### DATA
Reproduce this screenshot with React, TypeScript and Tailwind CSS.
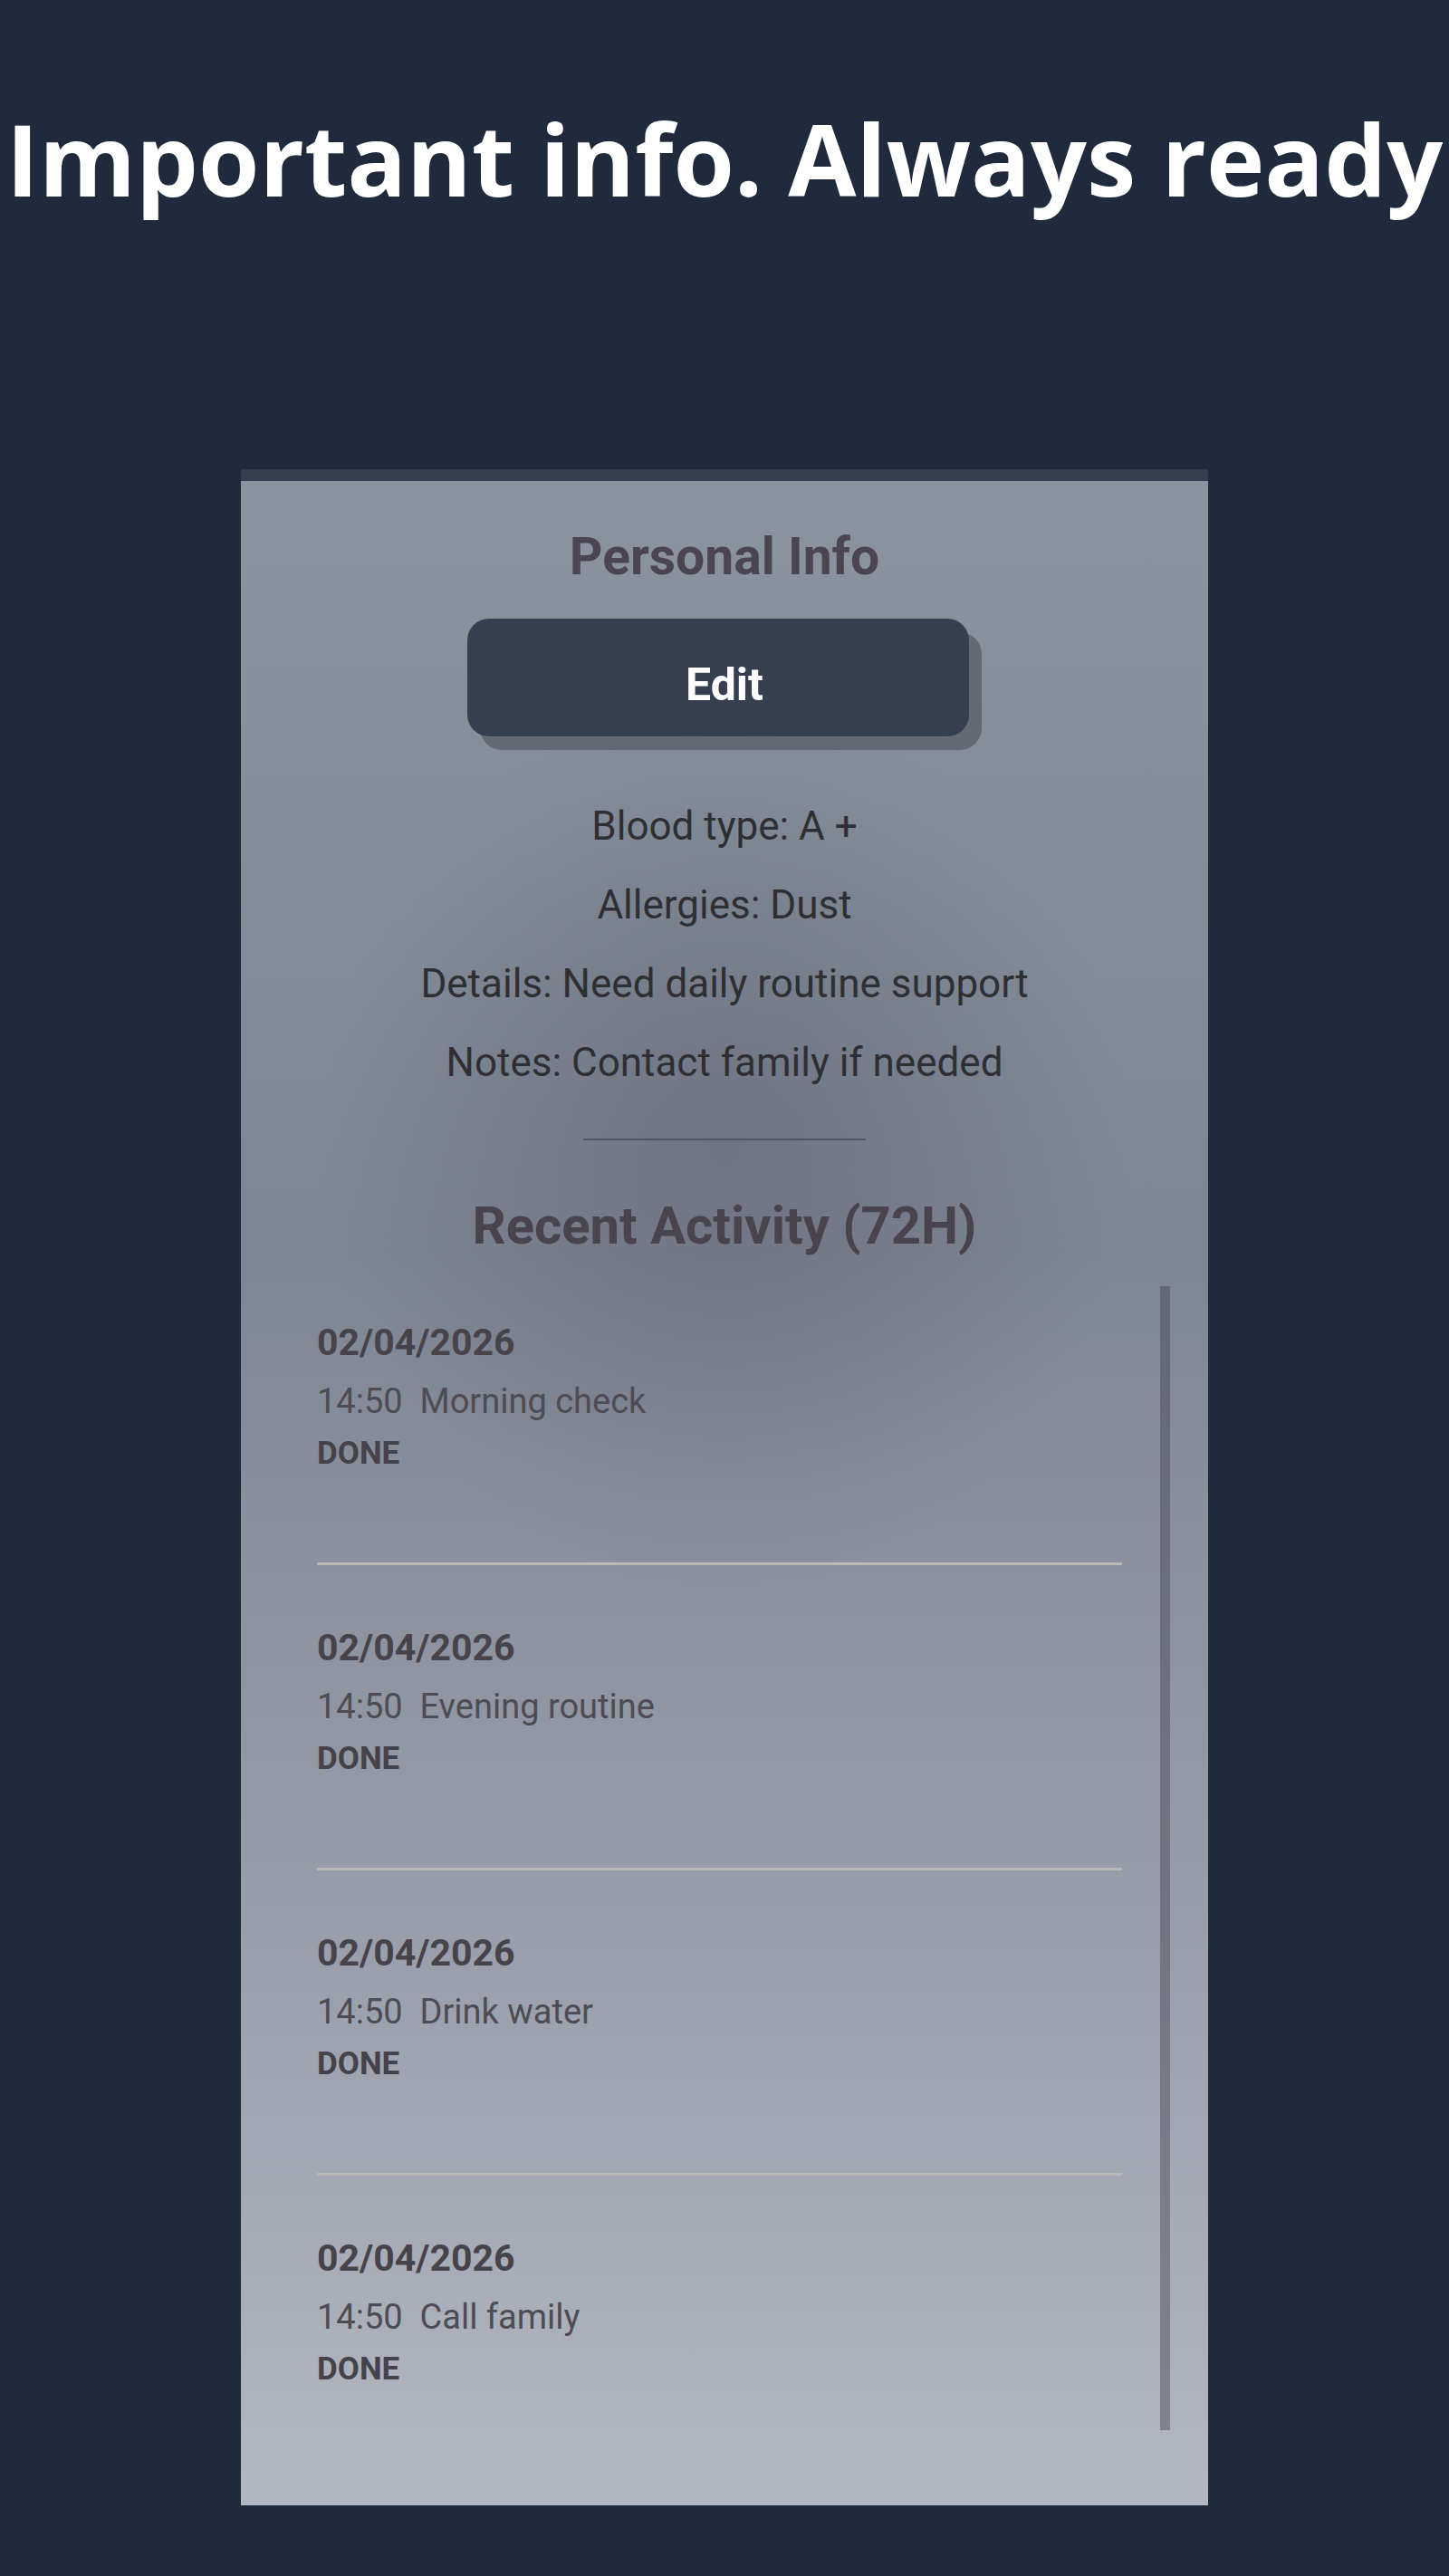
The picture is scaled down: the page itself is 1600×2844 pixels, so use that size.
import React from 'react';

const INFO_LINES = [
  'Blood type: A +',
  'Allergies: Dust',
  'Details: Need daily routine support',
  'Notes: Contact family if needed',
];

const ACTIVITY = [
  { date: '02/04/2026', time: '14:50', label: 'Morning check', status: 'DONE' },
  { date: '02/04/2026', time: '14:50', label: 'Evening routine', status: 'DONE' },
  { date: '02/04/2026', time: '14:50', label: 'Drink water', status: 'DONE' },
  { date: '02/04/2026', time: '14:50', label: 'Call family', status: 'DONE' },
];

const App: React.FC = () => {
  return (
    <div className="min-h-[2844px] w-full bg-[#1f2a3c] flex flex-col items-center">
      {/* headline */}
      <h1 className="pt-[120px] text-[109px] leading-[109px] font-bold text-white whitespace-nowrap font-['Open_Sans',sans-serif]">
        Important info. Always ready
      </h1>

      {/* phone frame */}
      <div className="mt-[289px] w-[1068px] h-[2248px] flex flex-col overflow-hidden font-['Roboto',sans-serif]">
        <div className="h-[13px] bg-[#343e4e]" />
        <div className="flex-1 flex flex-col items-center bg-[radial-gradient(ellipse_42%_22%_at_50%_33%,rgba(92,97,112,0.5),transparent),linear-gradient(180deg,#8b939f_0%,#7f8693_38%,#959ba7_68%,#b2b7c1_100%)]">
          <h2 className="pt-[52px] text-[57px] leading-[64px] font-bold text-[#4a4550]">
            Personal Info
          </h2>

          <div className="mt-[36px] w-[568px]">
            <button className="w-[554px] h-[130px] pl-[14px] pt-[16px] rounded-[24px] bg-[#353f4f] text-white text-[50px] font-bold shadow-[14px_15px_0_0_rgba(0,0,0,0.26)]">
              Edit
            </button>
          </div>

          <div className="mt-[56px] flex flex-col items-center">
            {INFO_LINES.map((line) => (
              <p key={line} className="text-[44px] leading-[87px] text-[#2e2f33]">
                {line}
              </p>
            ))}
          </div>

          <div className="mt-[40px] w-[312px] h-[2px] bg-[#4f5664]" />

          <h2 className="mt-[62px] text-[58px] leading-[64px] font-bold text-[#48434c]">
            Recent Activity (72H)
          </h2>

          {/* activity list + scrollbar */}
          <div className="mt-[35px] w-full h-[1263px] pl-[84px] pr-[42px] flex">
            <div className="flex-1 mr-[42px] pt-[38px] overflow-hidden">
              {ACTIVITY.map((item, i) => (
                <div key={i}>
                  {i > 0 && <div className="mt-[100px] mb-[67px] h-[3px] bg-[#b9b8b6]" />}
                  <div className="text-[41px] leading-[48px] font-bold text-[#47434b]">{item.date}</div>
                  <div className="mt-[18px] text-[38px] leading-[46px] text-[#4d4c55] whitespace-pre">
                    {item.time}  {item.label}
                  </div>
                  <div className="mt-[15px] text-[35px] leading-[40px] font-bold text-[#45424a]">{item.status}</div>
                </div>
              ))}
            </div>
            <div className="w-[11px] h-full bg-[rgba(60,58,70,0.4)]" />
          </div>
        </div>
      </div>
    </div>
  );
};

export default App;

### SHORT TASK
In the copy, include no pictures; restate the listing above exactly.

### RESPONSE
Reproduce this screenshot with React, TypeScript and Tailwind CSS.
The picture is scaled down: the page itself is 1600×2844 pixels, so use that size.
import React from 'react';

const INFO_LINES = [
  'Blood type: A +',
  'Allergies: Dust',
  'Details: Need daily routine support',
  'Notes: Contact family if needed',
];

const ACTIVITY = [
  { date: '02/04/2026', time: '14:50', label: 'Morning check', status: 'DONE' },
  { date: '02/04/2026', time: '14:50', label: 'Evening routine', status: 'DONE' },
  { date: '02/04/2026', time: '14:50', label: 'Drink water', status: 'DONE' },
  { date: '02/04/2026', time: '14:50', label: 'Call family', status: 'DONE' },
];

const App: React.FC = () => {
  return (
    <div className="min-h-[2844px] w-full bg-[#1f2a3c] flex flex-col items-center">
      {/* headline */}
      <h1 className="pt-[120px] text-[109px] leading-[109px] font-bold text-white whitespace-nowrap font-['Open_Sans',sans-serif]">
        Important info. Always ready
      </h1>

      {/* phone frame */}
      <div className="mt-[289px] w-[1068px] h-[2248px] flex flex-col overflow-hidden font-['Roboto',sans-serif]">
        <div className="h-[13px] bg-[#343e4e]" />
        <div className="flex-1 flex flex-col items-center bg-[radial-gradient(ellipse_42%_22%_at_50%_33%,rgba(92,97,112,0.5),transparent),linear-gradient(180deg,#8b939f_0%,#7f8693_38%,#959ba7_68%,#b2b7c1_100%)]">
          <h2 className="pt-[52px] text-[57px] leading-[64px] font-bold text-[#4a4550]">
            Personal Info
          </h2>

          <div className="mt-[36px] w-[568px]">
            <button className="w-[554px] h-[130px] pl-[14px] pt-[16px] rounded-[24px] bg-[#353f4f] text-white text-[50px] font-bold shadow-[14px_15px_0_0_rgba(0,0,0,0.26)]">
              Edit
            </button>
          </div>

          <div className="mt-[56px] flex flex-col items-center">
            {INFO_LINES.map((line) => (
              <p key={line} className="text-[44px] leading-[87px] text-[#2e2f33]">
                {line}
              </p>
            ))}
          </div>

          <div className="mt-[40px] w-[312px] h-[2px] bg-[#4f5664]" />

          <h2 className="mt-[62px] text-[58px] leading-[64px] font-bold text-[#48434c]">
            Recent Activity (72H)
          </h2>

          {/* activity list + scrollbar */}
          <div className="mt-[35px] w-full h-[1263px] pl-[84px] pr-[42px] flex">
            <div className="flex-1 mr-[42px] pt-[38px] overflow-hidden">
              {ACTIVITY.map((item, i) => (
                <div key={i}>
                  {i > 0 && <div className="mt-[100px] mb-[67px] h-[3px] bg-[#b9b8b6]" />}
                  <div className="text-[41px] leading-[48px] font-bold text-[#47434b]">{item.date}</div>
                  <div className="mt-[18px] text-[38px] leading-[46px] text-[#4d4c55] whitespace-pre">
                    {item.time}  {item.label}
                  </div>
                  <div className="mt-[15px] text-[35px] leading-[40px] font-bold text-[#45424a]">{item.status}</div>
                </div>
              ))}
            </div>
            <div className="w-[11px] h-full bg-[rgba(60,58,70,0.4)]" />
          </div>
        </div>
      </div>
    </div>
  );
};

export default App;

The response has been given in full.